-- START OF SOURCE MATERIAL --
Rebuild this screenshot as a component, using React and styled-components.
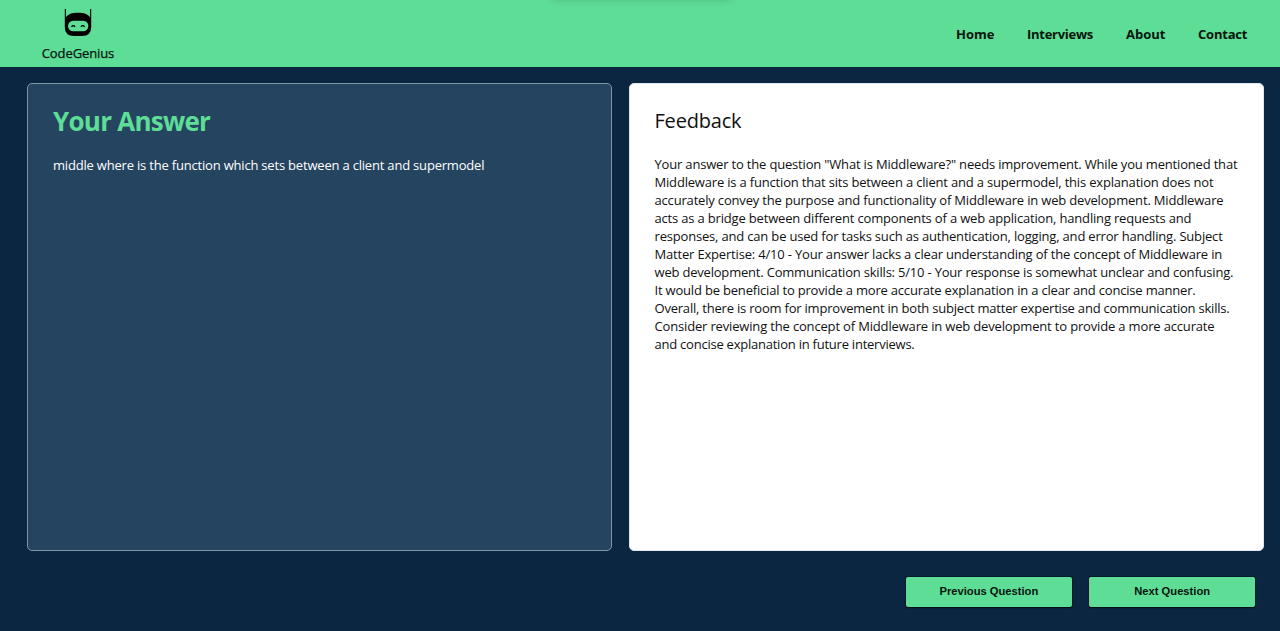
-- END OF SOURCE MATERIAL --
-- START OF SOURCE MATERIAL --
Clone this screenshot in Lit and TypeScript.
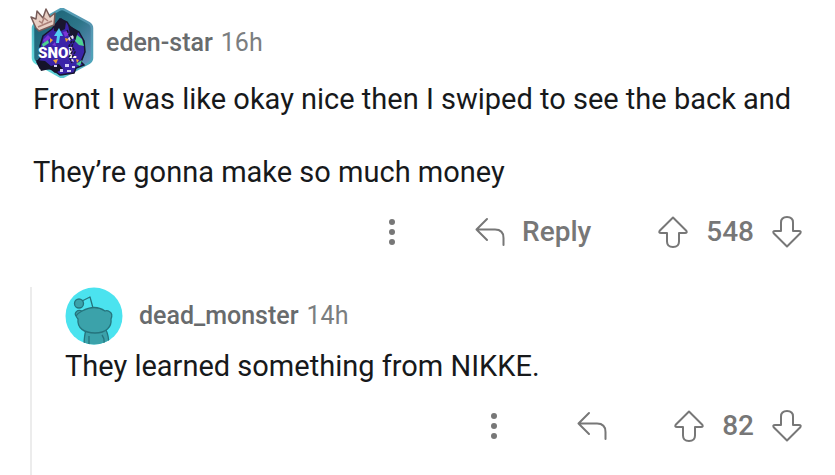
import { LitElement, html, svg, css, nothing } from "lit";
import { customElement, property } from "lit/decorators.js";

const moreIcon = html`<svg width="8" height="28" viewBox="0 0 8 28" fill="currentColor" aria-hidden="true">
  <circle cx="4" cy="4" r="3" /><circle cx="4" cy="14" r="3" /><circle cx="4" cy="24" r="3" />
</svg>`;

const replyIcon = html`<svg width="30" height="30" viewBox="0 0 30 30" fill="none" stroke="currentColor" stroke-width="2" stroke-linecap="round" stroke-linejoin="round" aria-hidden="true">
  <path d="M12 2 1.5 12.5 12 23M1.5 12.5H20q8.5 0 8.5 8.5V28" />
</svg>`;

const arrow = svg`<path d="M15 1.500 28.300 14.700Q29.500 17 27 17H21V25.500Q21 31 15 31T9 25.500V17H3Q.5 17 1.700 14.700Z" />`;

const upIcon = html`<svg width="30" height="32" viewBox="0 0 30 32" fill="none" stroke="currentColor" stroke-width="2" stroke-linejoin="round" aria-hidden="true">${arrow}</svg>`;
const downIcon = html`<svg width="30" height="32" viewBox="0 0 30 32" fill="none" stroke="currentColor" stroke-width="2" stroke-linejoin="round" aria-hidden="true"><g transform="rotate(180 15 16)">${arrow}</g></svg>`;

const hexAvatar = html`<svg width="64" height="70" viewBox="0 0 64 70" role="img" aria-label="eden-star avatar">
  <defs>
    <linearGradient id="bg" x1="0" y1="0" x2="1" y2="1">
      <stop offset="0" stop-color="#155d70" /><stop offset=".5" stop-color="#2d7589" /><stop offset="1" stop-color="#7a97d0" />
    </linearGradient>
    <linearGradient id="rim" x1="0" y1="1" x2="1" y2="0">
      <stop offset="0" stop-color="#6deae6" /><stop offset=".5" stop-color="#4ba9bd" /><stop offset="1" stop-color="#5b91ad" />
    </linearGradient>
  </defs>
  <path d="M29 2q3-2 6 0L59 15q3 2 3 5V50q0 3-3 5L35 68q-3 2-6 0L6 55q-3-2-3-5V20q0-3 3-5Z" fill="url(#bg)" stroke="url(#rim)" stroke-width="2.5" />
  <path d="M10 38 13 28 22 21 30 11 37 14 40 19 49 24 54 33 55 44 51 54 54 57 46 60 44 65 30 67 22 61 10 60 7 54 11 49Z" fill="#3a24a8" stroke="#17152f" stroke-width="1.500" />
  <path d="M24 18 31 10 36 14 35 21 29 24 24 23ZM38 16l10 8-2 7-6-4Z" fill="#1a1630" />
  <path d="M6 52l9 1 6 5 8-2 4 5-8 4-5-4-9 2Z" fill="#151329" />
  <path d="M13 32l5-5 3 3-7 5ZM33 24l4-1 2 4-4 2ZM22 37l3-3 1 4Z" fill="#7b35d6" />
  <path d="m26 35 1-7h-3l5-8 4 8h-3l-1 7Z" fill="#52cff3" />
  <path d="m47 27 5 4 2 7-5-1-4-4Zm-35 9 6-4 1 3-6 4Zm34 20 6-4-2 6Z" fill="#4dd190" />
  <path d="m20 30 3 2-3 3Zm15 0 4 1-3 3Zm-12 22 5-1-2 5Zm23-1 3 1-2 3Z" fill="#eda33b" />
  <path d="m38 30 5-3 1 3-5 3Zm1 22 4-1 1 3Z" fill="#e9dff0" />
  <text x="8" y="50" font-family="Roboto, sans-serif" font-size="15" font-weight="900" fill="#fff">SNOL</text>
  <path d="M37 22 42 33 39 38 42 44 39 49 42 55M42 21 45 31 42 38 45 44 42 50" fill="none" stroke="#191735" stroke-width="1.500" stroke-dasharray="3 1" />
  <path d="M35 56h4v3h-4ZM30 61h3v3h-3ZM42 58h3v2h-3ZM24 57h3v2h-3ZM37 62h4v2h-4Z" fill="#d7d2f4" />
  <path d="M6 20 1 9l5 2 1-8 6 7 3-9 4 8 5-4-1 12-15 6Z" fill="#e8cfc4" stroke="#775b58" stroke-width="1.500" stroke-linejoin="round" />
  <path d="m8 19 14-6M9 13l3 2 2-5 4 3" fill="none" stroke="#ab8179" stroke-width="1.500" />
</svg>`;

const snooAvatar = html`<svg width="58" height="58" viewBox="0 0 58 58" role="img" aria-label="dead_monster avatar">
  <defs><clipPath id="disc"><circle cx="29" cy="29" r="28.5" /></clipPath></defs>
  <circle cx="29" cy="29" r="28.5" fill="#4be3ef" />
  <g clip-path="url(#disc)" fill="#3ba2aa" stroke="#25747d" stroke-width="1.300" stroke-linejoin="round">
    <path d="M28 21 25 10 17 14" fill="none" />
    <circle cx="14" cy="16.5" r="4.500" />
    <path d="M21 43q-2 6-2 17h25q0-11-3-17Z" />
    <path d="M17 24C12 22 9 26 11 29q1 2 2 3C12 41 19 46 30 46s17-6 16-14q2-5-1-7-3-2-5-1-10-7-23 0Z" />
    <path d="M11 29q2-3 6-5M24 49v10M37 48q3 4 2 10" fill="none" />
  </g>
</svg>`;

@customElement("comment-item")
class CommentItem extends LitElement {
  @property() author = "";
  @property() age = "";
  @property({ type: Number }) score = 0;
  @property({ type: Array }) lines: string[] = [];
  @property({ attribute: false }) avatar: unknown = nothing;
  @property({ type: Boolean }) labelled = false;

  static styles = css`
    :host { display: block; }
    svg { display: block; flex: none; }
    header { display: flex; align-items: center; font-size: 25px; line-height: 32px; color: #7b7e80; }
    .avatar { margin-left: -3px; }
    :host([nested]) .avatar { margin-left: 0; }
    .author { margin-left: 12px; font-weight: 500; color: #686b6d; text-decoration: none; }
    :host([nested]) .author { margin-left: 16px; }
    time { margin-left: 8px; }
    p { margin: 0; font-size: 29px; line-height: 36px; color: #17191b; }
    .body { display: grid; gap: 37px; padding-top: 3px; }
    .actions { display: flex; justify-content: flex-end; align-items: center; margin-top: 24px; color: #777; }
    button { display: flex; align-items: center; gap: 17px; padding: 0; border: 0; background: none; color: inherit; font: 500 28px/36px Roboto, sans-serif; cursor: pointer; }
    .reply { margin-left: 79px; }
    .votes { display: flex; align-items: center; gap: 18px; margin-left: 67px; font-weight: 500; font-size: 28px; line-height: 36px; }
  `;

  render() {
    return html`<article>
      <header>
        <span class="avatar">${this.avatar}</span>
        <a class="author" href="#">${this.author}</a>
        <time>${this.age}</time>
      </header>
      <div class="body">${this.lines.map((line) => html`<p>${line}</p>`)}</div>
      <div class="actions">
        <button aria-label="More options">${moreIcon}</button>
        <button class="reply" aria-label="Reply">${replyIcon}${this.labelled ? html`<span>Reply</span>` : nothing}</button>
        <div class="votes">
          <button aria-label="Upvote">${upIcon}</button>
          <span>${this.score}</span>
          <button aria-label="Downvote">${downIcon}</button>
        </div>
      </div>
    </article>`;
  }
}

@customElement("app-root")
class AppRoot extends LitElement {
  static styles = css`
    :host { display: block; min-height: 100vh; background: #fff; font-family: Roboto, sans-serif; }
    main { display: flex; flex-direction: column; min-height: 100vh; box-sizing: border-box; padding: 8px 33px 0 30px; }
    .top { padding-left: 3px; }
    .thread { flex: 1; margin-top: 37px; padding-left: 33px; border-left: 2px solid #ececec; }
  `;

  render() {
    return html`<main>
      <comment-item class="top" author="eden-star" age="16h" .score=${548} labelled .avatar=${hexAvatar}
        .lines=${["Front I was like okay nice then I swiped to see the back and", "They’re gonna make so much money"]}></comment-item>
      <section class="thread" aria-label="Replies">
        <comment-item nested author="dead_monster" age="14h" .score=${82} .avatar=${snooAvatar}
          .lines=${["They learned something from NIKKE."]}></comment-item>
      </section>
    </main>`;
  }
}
-- END OF SOURCE MATERIAL --
▶ [YOUR OBJECTIVE]: Write out word for word the lines above that run from the one with "Clone this screenshot in Lit and TypeScript." to the one with "1.500 28.300 14.700Q29.500". Include both end lines; exclude the images.

▶ [PROBLEM SOLUTION]:
Clone this screenshot in Lit and TypeScript.
import { LitElement, html, svg, css, nothing } from "lit";
import { customElement, property } from "lit/decorators.js";

const moreIcon = html`<svg width="8" height="28" viewBox="0 0 8 28" fill="currentColor" aria-hidden="true">
  <circle cx="4" cy="4" r="3" /><circle cx="4" cy="14" r="3" /><circle cx="4" cy="24" r="3" />
</svg>`;

const replyIcon = html`<svg width="30" height="30" viewBox="0 0 30 30" fill="none" stroke="currentColor" stroke-width="2" stroke-linecap="round" stroke-linejoin="round" aria-hidden="true">
  <path d="M12 2 1.5 12.5 12 23M1.5 12.5H20q8.5 0 8.5 8.5V28" />
</svg>`;

const arrow = svg`<path d="M15 1.500 28.300 14.700Q29.500 17 27 17H21V25.500Q21 31 15 31T9 25.500V17H3Q.5 17 1.700 14.700Z" />`;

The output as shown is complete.